Only Dana Milbank could write an entire column about the “proposal” Harry Reid laid out at yesterday's press conference without explaining what Reid actually proposed: That the health reform bill he is sending to the CBO will include a public option giving the states the choice to opt-out. Since that policy detail pretty much undermines his entire column, it's not surprising that he left it out. After all, Milbank's columns are about the story, not the facts. Here are a few bits of “color” Milbank includes from the press conference instead of mentioning, you know, what Reid actually proposed:

“Do you feel 100 percent sure right now that you have the 60 votes?” CNN's Dana Bash inquired. Reid looked down at the lectern. He looked up at the ceiling. He chuckled. He put his palms together as if in prayer. Then he spoke.

[...]

Instead of answering, Reid, with a Zen expression, looked to the back of the room to solicit a question from somebody else.

[...]

By this time, Reid's spokesman, Jim Manley, had one foot on the podium, as if he were ready to rush the stage and whisk his boss to safety.

[...]

More than 50 reporters jammed the Senate TV studio for the afternoon announcement. Photographers crawled on the floor, looking for a good angle. Reid's arrival was unusually punctual, and the usually free-form leader read from a typewritten speech.

[...]

Manley had heard enough. “Thank you!” he called out, lending a shoulder to his boss to help him off the stage.

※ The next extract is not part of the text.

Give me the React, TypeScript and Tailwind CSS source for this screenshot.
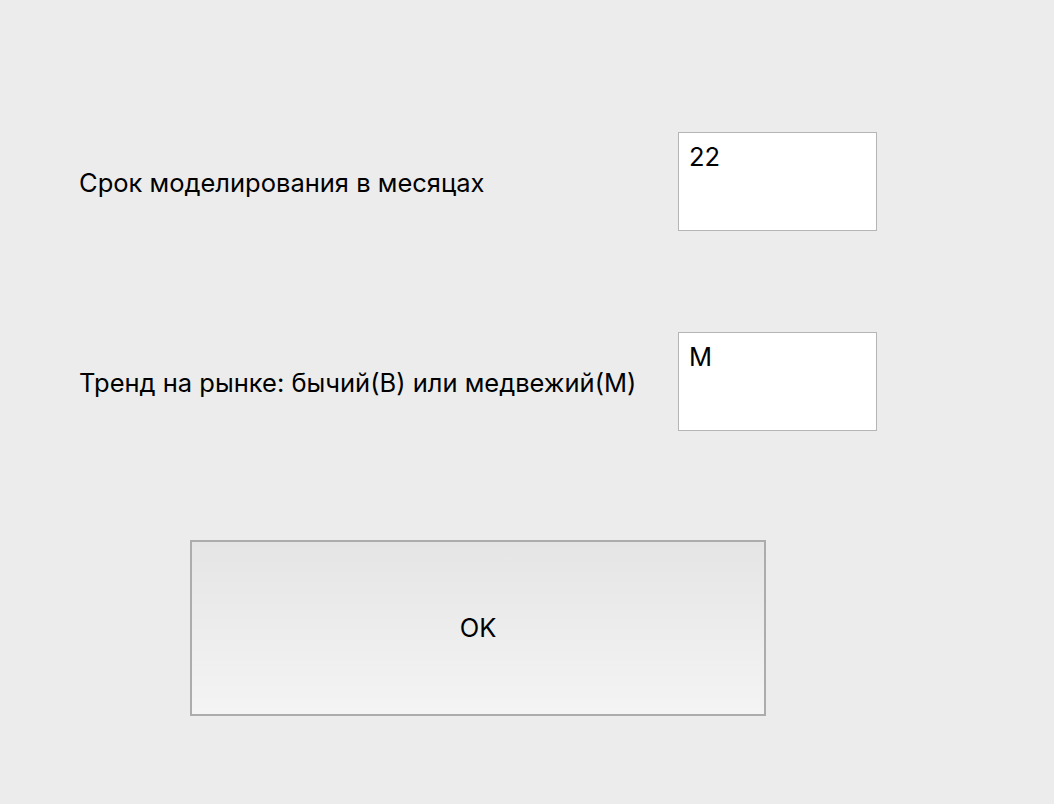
export default function App() {
  return (
    <div className="min-h-screen w-full bg-[#ececec] text-black [font-family:Inter,'Liberation_Sans',Arial,sans-serif]">
      <div className="flex flex-col pt-[132px]">
        <div className="flex items-center">
          <div className="w-[678px] pl-[79px] pt-[4px] text-[25.5px]">Срок моделирования в месяцах</div>
          <div className="h-[99px] w-[199px] border border-[#b5b5b5] bg-white px-[10px] pt-[9px] text-[25.5px] leading-[30px]">
            22
          </div>
        </div>
        <div className="mt-[101px] flex items-center">
          <div className="w-[678px] pl-[79px] pt-[4px] text-[25.5px]">Тренд на рынке: бычий(B) или медвежий(M)</div>
          <div className="h-[99px] w-[199px] border border-[#b5b5b5] bg-white px-[10px] pt-[9px] text-[25.5px] leading-[30px]">
            M
          </div>
        </div>
        <div className="mt-[109px] pl-[190px]">
          <button className="flex h-[176px] w-[576px] items-center justify-center border-2 border-[#acacac] bg-gradient-to-b from-[#e5e5e5] to-[#f4f4f4] text-[25.5px]">
            OK
          </button>
        </div>
      </div>
    </div>
  );
}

So, basically the gist of Milbank's column is that in making his announcement (the one Milbank never gets around to explaining), Reid bowed before the “formidable power of liberal interest groups.” In Milbank's world, Reid knows that he doesn't have 60 votes for the public option, but doesn't think he can win re-election without progressive support, so he caved to them in order to “keep his hero status on the left.”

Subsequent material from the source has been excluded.